In a November 2013 speech as national security adviser, Rice said that the United States and China would deepen cooperation on issues of mutual interest.


“She made it important to build a relationship between the two major powers,” said a senior Foreign Ministry official. She is said to have been opposed to implementation of freedom of navigation operations in the South China Sea.


Regarding Rice’s view of China, a diplomatic source in Washington said that she understands the situation has changed since the Obama administration and is more likely to deal with the issue cautiously. However, if Rice obtains an authoritative role in the next administration, it may tilt the United States toward a policy of seeking a cooperative relationship with China.


Rice and Biden are on good terms and worked together during the Obama administration on diplomatic issues.
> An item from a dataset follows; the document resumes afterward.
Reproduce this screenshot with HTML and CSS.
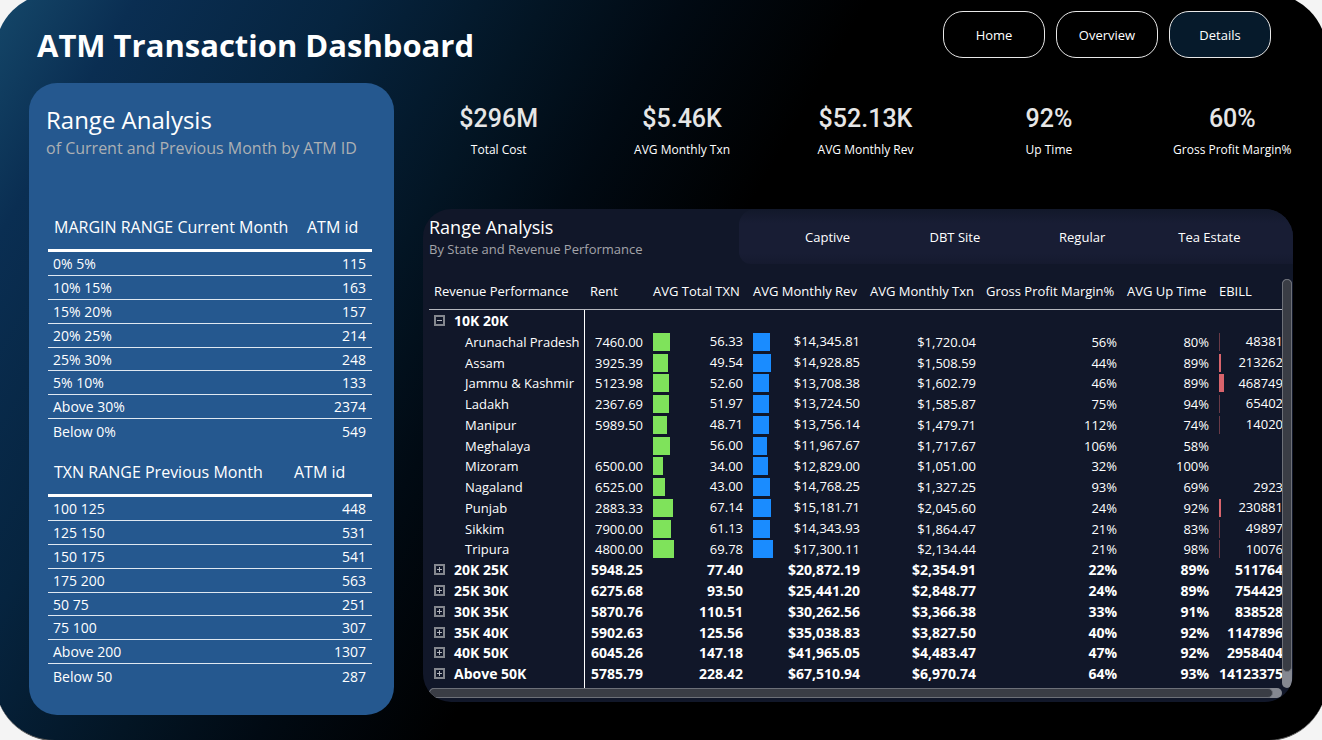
FILE: index.html
```html
<!DOCTYPE html>
<html lang="en">
<head>
<meta charset="utf-8">
<meta name="viewport" content="width=device-width, initial-scale=1">
<title>ATM Transaction Dashboard</title>
<link rel="stylesheet" href="styles.css">
</head>
<body>
<svg class="sprite" aria-hidden="true">
  <symbol id="plus" viewBox="0 0 11 11"><path d="M1 1h9v9H1z" fill="none" stroke="currentColor" stroke-width="2"/><path d="M3 5.500h5M5.500 3v5" fill="none" stroke="#b4b6bd"/></symbol>
  <symbol id="minus" viewBox="0 0 11 11"><path d="M1 1h9v9H1z" fill="none" stroke="currentColor" stroke-width="2"/><path d="M3 5.500h5" fill="none" stroke="#b4b6bd"/></symbol>
</svg>
<div class="board">
  <header class="top">
    <h1>ATM Transaction Dashboard</h1>
    <nav class="tabs">
      <button type="button" class="tab">Home</button>
      <button type="button" class="tab">Overview</button>
      <button type="button" class="tab tab-active">Details</button>
    </nav>
  </header>
  <main class="content">
    <section class="side">
      <h2>Range Analysis</h2>
      <p class="sub">of Current and Previous Month by ATM ID</p>
      <table class="ranges">
        <colgroup><col class="w-range"><col></colgroup>
        <thead><tr><th>MARGIN RANGE Current Month</th><th>ATM id</th></tr></thead>
        <tbody>
          <tr><td>0% 5%</td><td>115</td></tr>
          <tr><td>10% 15%</td><td>163</td></tr>
          <tr><td>15% 20%</td><td>157</td></tr>
          <tr><td>20% 25%</td><td>214</td></tr>
          <tr><td>25% 30%</td><td>248</td></tr>
          <tr><td>5% 10%</td><td>133</td></tr>
          <tr><td>Above 30%</td><td>2374</td></tr>
          <tr><td>Below 0%</td><td>549</td></tr>
        </tbody>
      </table>
      <table class="ranges">
        <colgroup><col class="w-txn"><col></colgroup>
        <thead><tr><th>TXN RANGE Previous Month</th><th>ATM id</th></tr></thead>
        <tbody>
          <tr><td>100 125</td><td>448</td></tr>
          <tr><td>125 150</td><td>531</td></tr>
          <tr><td>150 175</td><td>541</td></tr>
          <tr><td>175 200</td><td>563</td></tr>
          <tr><td>50 75</td><td>251</td></tr>
          <tr><td>75 100</td><td>307</td></tr>
          <tr><td>Above 200</td><td>1307</td></tr>
          <tr><td>Below 50</td><td>287</td></tr>
        </tbody>
      </table>
    </section>
    <div class="detail">
      <dl class="kpis">
        <div><dd>$296M</dd><dt>Total Cost</dt></div>
        <div><dd>$5.46K</dd><dt>AVG Monthly Txn</dt></div>
        <div><dd>$52.13K</dd><dt>AVG Monthly Rev</dt></div>
        <div><dd>92%</dd><dt>Up Time</dt></div>
        <div><dd>60%</dd><dt>Gross Profit Margin%</dt></div>
      </dl>
      <section class="panel">
        <div class="panel-head">
          <div class="panel-title">
            <h2>Range Analysis</h2>
            <p class="sub">By State and Revenue Performance</p>
          </div>
          <div class="slicer">
            <button type="button">Captive</button>
            <button type="button">DBT Site</button>
            <button type="button">Regular</button>
            <button type="button">Tea Estate</button>
          </div>
        </div>
        <div class="scroller">
          <div class="view">
            <table class="matrix">
              <colgroup><col class="c-name"><col class="c-rent"><col class="c-total"><col class="c-rev"><col class="c-txn"><col class="c-margin"><col class="c-up"><col class="c-bill"></colgroup>
              <thead><tr><th>Revenue Performance</th><th>Rent</th><th>AVG Total TXN</th><th>AVG Monthly Rev</th><th>AVG Monthly Txn</th><th>Gross Profit Margin%</th><th>AVG Up Time</th><th>EBILL</th></tr></thead>
              <tbody>
                <tr class="group"><th><button type="button" aria-label="Collapse"><svg><use href="#minus"/></svg></button>10K 20K</th><td></td><td></td><td></td><td></td><td></td><td></td><td></td></tr>
                <tr><th>Arunachal Pradesh</th><td>7460.00</td><td><div class="cell"><i class="bar green" style="width:17px"></i>56.33</div></td><td><div class="cell"><i class="bar blue" style="width:17px"></i>$14,345.81</div></td><td>$1,720.04</td><td>56%</td><td>80%</td><td><div class="cell"><i class="bar red low" style="width:1px"></i>48381</div></td></tr>
                <tr><th>Assam</th><td>3925.39</td><td><div class="cell"><i class="bar green" style="width:15px"></i>49.54</div></td><td><div class="cell"><i class="bar blue" style="width:18px"></i>$14,928.85</div></td><td>$1,508.59</td><td>44%</td><td>89%</td><td><div class="cell"><i class="bar red" style="width:2px"></i>213262</div></td></tr>
                <tr><th>Jammu &amp; Kashmir</th><td>5123.98</td><td><div class="cell"><i class="bar green" style="width:16px"></i>52.60</div></td><td><div class="cell"><i class="bar blue" style="width:16px"></i>$13,708.38</div></td><td>$1,602.79</td><td>46%</td><td>89%</td><td><div class="cell"><i class="bar red" style="width:5px"></i>468749</div></td></tr>
                <tr><th>Ladakh</th><td>2367.69</td><td><div class="cell"><i class="bar green" style="width:16px"></i>51.97</div></td><td><div class="cell"><i class="bar blue" style="width:16px"></i>$13,724.50</div></td><td>$1,585.87</td><td>75%</td><td>94%</td><td><div class="cell"><i class="bar red low" style="width:1px"></i>65402</div></td></tr>
                <tr><th>Manipur</th><td>5989.50</td><td><div class="cell"><i class="bar green" style="width:14px"></i>48.71</div></td><td><div class="cell"><i class="bar blue" style="width:16px"></i>$13,756.14</div></td><td>$1,479.71</td><td>112%</td><td>74%</td><td><div class="cell"><i class="bar red low" style="width:1px"></i>14020</div></td></tr>
                <tr><th>Meghalaya</th><td></td><td><div class="cell"><i class="bar green" style="width:17px"></i>56.00</div></td><td><div class="cell"><i class="bar blue" style="width:14px"></i>$11,967.67</div></td><td>$1,717.67</td><td>106%</td><td>58%</td><td></td></tr>
                <tr><th>Mizoram</th><td>6500.00</td><td><div class="cell"><i class="bar green" style="width:10px"></i>34.00</div></td><td><div class="cell"><i class="bar blue" style="width:15px"></i>$12,829.00</div></td><td>$1,051.00</td><td>32%</td><td>100%</td><td></td></tr>
                <tr><th>Nagaland</th><td>6525.00</td><td><div class="cell"><i class="bar green" style="width:12px"></i>43.00</div></td><td><div class="cell"><i class="bar blue" style="width:17px"></i>$14,768.25</div></td><td>$1,327.25</td><td>93%</td><td>69%</td><td>2923</td></tr>
                <tr><th>Punjab</th><td>2883.33</td><td><div class="cell"><i class="bar green" style="width:20px"></i>67.14</div></td><td><div class="cell"><i class="bar blue" style="width:18px"></i>$15,181.71</div></td><td>$2,045.60</td><td>24%</td><td>92%</td><td><div class="cell"><i class="bar red" style="width:2px"></i>230881</div></td></tr>
                <tr><th>Sikkim</th><td>7900.00</td><td><div class="cell"><i class="bar green" style="width:18px"></i>61.13</div></td><td><div class="cell"><i class="bar blue" style="width:17px"></i>$14,343.93</div></td><td>$1,864.47</td><td>21%</td><td>83%</td><td><div class="cell"><i class="bar red low" style="width:1px"></i>49897</div></td></tr>
                <tr><th>Tripura</th><td>4800.00</td><td><div class="cell"><i class="bar green" style="width:21px"></i>69.78</div></td><td><div class="cell"><i class="bar blue" style="width:20px"></i>$17,300.11</div></td><td>$2,134.44</td><td>21%</td><td>98%</td><td><div class="cell"><i class="bar red low" style="width:1px"></i>10076</div></td></tr>
                <tr class="group"><th><button type="button" aria-label="Expand"><svg><use href="#plus"/></svg></button>20K 25K</th><td>5948.25</td><td>77.40</td><td>$20,872.19</td><td>$2,354.91</td><td>22%</td><td>89%</td><td>511764</td></tr>
                <tr class="group"><th><button type="button" aria-label="Expand"><svg><use href="#plus"/></svg></button>25K 30K</th><td>6275.68</td><td>93.50</td><td>$25,441.20</td><td>$2,848.77</td><td>24%</td><td>89%</td><td>754429</td></tr>
                <tr class="group"><th><button type="button" aria-label="Expand"><svg><use href="#plus"/></svg></button>30K 35K</th><td>5870.76</td><td>110.51</td><td>$30,262.56</td><td>$3,366.38</td><td>33%</td><td>91%</td><td>838528</td></tr>
                <tr class="group"><th><button type="button" aria-label="Expand"><svg><use href="#plus"/></svg></button>35K 40K</th><td>5902.63</td><td>125.56</td><td>$35,038.83</td><td>$3,827.50</td><td>40%</td><td>92%</td><td>1147896</td></tr>
                <tr class="group"><th><button type="button" aria-label="Expand"><svg><use href="#plus"/></svg></button>40K 50K</th><td>6045.26</td><td>147.18</td><td>$41,965.05</td><td>$4,483.47</td><td>47%</td><td>92%</td><td>2958404</td></tr>
                <tr class="group"><th><button type="button" aria-label="Expand"><svg><use href="#plus"/></svg></button>Above 50K</th><td>5785.79</td><td>228.42</td><td>$67,510.94</td><td>$6,970.74</td><td>64%</td><td>93%</td><td>14123375</td></tr>
                <tr class="tail"><th></th><td></td><td></td><td></td><td></td><td></td><td></td><td></td></tr>
              </tbody>
            </table>
          </div>
          <div class="rail rail-y"><div class="thumb"></div></div>
          <div class="rail rail-x"><div class="thumb"></div></div>
        </div>
      </section>
    </div>
  </main>
</div>
</body>
</html>
```

FILE: styles.css
```css
* { box-sizing: border-box; }

body {
  margin: 0;
  overflow: hidden;
  background: #f4f4f4;
  color: #fff;
  font-family: "Open Sans", "Noto Sans", sans-serif;
  font-size: 13px;
}

h1, h2, p, dl, dd { margin: 0; }

button {
  padding: 0;
  border: 0;
  background: none;
  color: inherit;
  font: inherit;
  cursor: pointer;
}

.sprite { display: none; }

/* The board bleeds slightly past the window on three sides. */
.board {
  margin: -7px -5px 0;
  padding: 18px 34px 25px;
  border-bottom: 1px solid #555;
  border-radius: 60px;
  background: linear-gradient(120deg, #15486a 0, #0a2e52 125px, #06243f 310px, #031524 480px, #010a13 600px, #000 760px);
}

.top {
  display: flex;
  justify-content: space-between;
  height: 72px;
  padding: 0 22px 0 8px;
}

h1 {
  padding-top: 12px;
  font-size: 31px;
  line-height: 44px;
}

.tabs { display: flex; gap: 11px; }

.tab {
  width: 102px;
  height: 47px;
  border: 1px solid #e8e8e8;
  border-radius: 20px;
}

.tab-active { background: #061a2b; }

.content {
  display: grid;
  grid-template-columns: 365fr 870fr;
  gap: 29px;
}

.side {
  padding: 22px 22px 26px 19px;
  border-radius: 28px;
  background: #25588f;
}

h2 { font-weight: 400; }

.sub { color: #acb0b4; }

.side h2 { margin-left: -2px; font-size: 24px; line-height: 30px; }

.side .sub {
  margin: 0 0 43px -2px;
  font-size: 16px;
  line-height: 26px;
  white-space: nowrap;
}

table {
  width: 100%;
  table-layout: fixed;
  border-collapse: separate;
  border-spacing: 0;
}

th, td { padding: 0; font-weight: 400; text-align: left; white-space: nowrap; }

.w-range { width: 246px; }
.w-txn { width: 233px; }

.ranges { font-size: 14px; }

.ranges th {
  height: 48px;
  padding: 0 0 0 6px;
  border-bottom: 3px solid #fff;
  font-size: 16px;
}

.ranges th + th { padding-left: 13px; }

.ranges td {
  height: 24px;
  padding: 0 6px 0 5px;
  border-bottom: 1px solid #dfe8f1;
}

.ranges td + td { text-align: right; }

.ranges tr:nth-child(5) td { height: 23px; }

.ranges tr:last-child td { height: 25px; border-bottom: 0; }

.ranges + .ranges { margin-top: 5px; }

.detail { min-width: 0; }

.kpis {
  display: grid;
  grid-template-columns: repeat(5, 1fr);
  margin: 20px -31px 46px -16px;
  text-align: center;
}

.kpis > div { display: flex; flex-direction: column; }

.kpis dd {
  color: #e6e6e6;
  font: 500 25px/32px Roboto, sans-serif;
}

.kpis dt { font-size: 12px; line-height: 26px; margin-top: 2px; }

.panel {
  padding-bottom: 4px;
  border-radius: 28px;
  background: #111729;
  overflow: hidden;
}

.panel-head {
  display: grid;
  grid-template-columns: 316fr 554fr;
  height: 55px;
  margin-bottom: 15px;
}

.panel-title { padding: 6px 0 0 6px; }

.panel h2 { font-size: 18px; line-height: 24px; }

.panel .sub { color: #a3a4a9; line-height: 20px; }

.slicer {
  display: flex;
  padding: 0 20px 0 25px;
  border-radius: 16px 0 0 12px;
  background: linear-gradient(#12182a, #181d34 14px, #181d34 44px, #151a2f);
}

.slicer button { flex: 1; }

.scroller {
  display: grid;
  grid-template-columns: 1fr 10px;
  grid-template-rows: 1fr 10px;
  padding: 0 1px 0 6px;
}

.view { min-width: 0; overflow: hidden; }

.c-name { width: 156px; }
.c-rent { width: 63px; }
.c-total { width: 100px; }
.c-rev { width: 117px; }
.c-txn { width: 116px; }
.c-margin { width: 141px; }
.c-up { width: 92px; }
.c-bill { width: 69px; }

.matrix thead th {
  height: 31px;
  padding: 0 0 7px 5px;
  border-bottom: 1px solid #b5b7be;
}

.matrix td { height: 21px; padding: 0 5px; text-align: right; }

.matrix tr:nth-child(4n) td { height: 20px; }

.matrix td:last-child { padding-right: 0; }

.matrix tbody th {
  padding-left: 36px;
  border-right: 1px solid #fff;
}

.matrix .group > * { font-size: 14px; font-weight: 700; line-height: 19px; }

.matrix .group th { padding-left: 5px; }

.matrix .group button {
  display: inline-block;
  margin-right: 9px;
  color: #85888f;
  line-height: 0;
}

.group svg { width: 11px; height: 11px; }

.matrix .tail td { height: 4px; }

.cell {
  display: flex;
  align-items: center;
  justify-content: space-between;
  line-height: 19px;
}

.bar { height: 18px; }
.green { background: #7fe35b; }
.blue { background: #1a8cff; }
.red { background: #d9646c; }
.low { background: #6a3a47; }

.rail { background: #858891; border-radius: 5px; }

.rail-x { grid-row: 2; }

.thumb {
  border: 1px solid #6d7078;
  border-radius: 5px;
  background: #3a3d45;
}

.rail-y .thumb { width: 10px; height: 96%; }
.rail-x .thumb { width: 99%; height: 10px; }
```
Rice also remained one of the leading candidates to be on Biden’s ticket, before he picked Sen. Kamala Harris as his vice president. Rice is viewed as certain to be appointed to a key post in diplomatic and security areas.


Biden’s foreign affairs and national security team includes those who value traditional alliances and others like Rice who place importance on maintaining balance with China. The Japanese government is closely watching the next U.S. administration’s assignment of posts and policy priorities.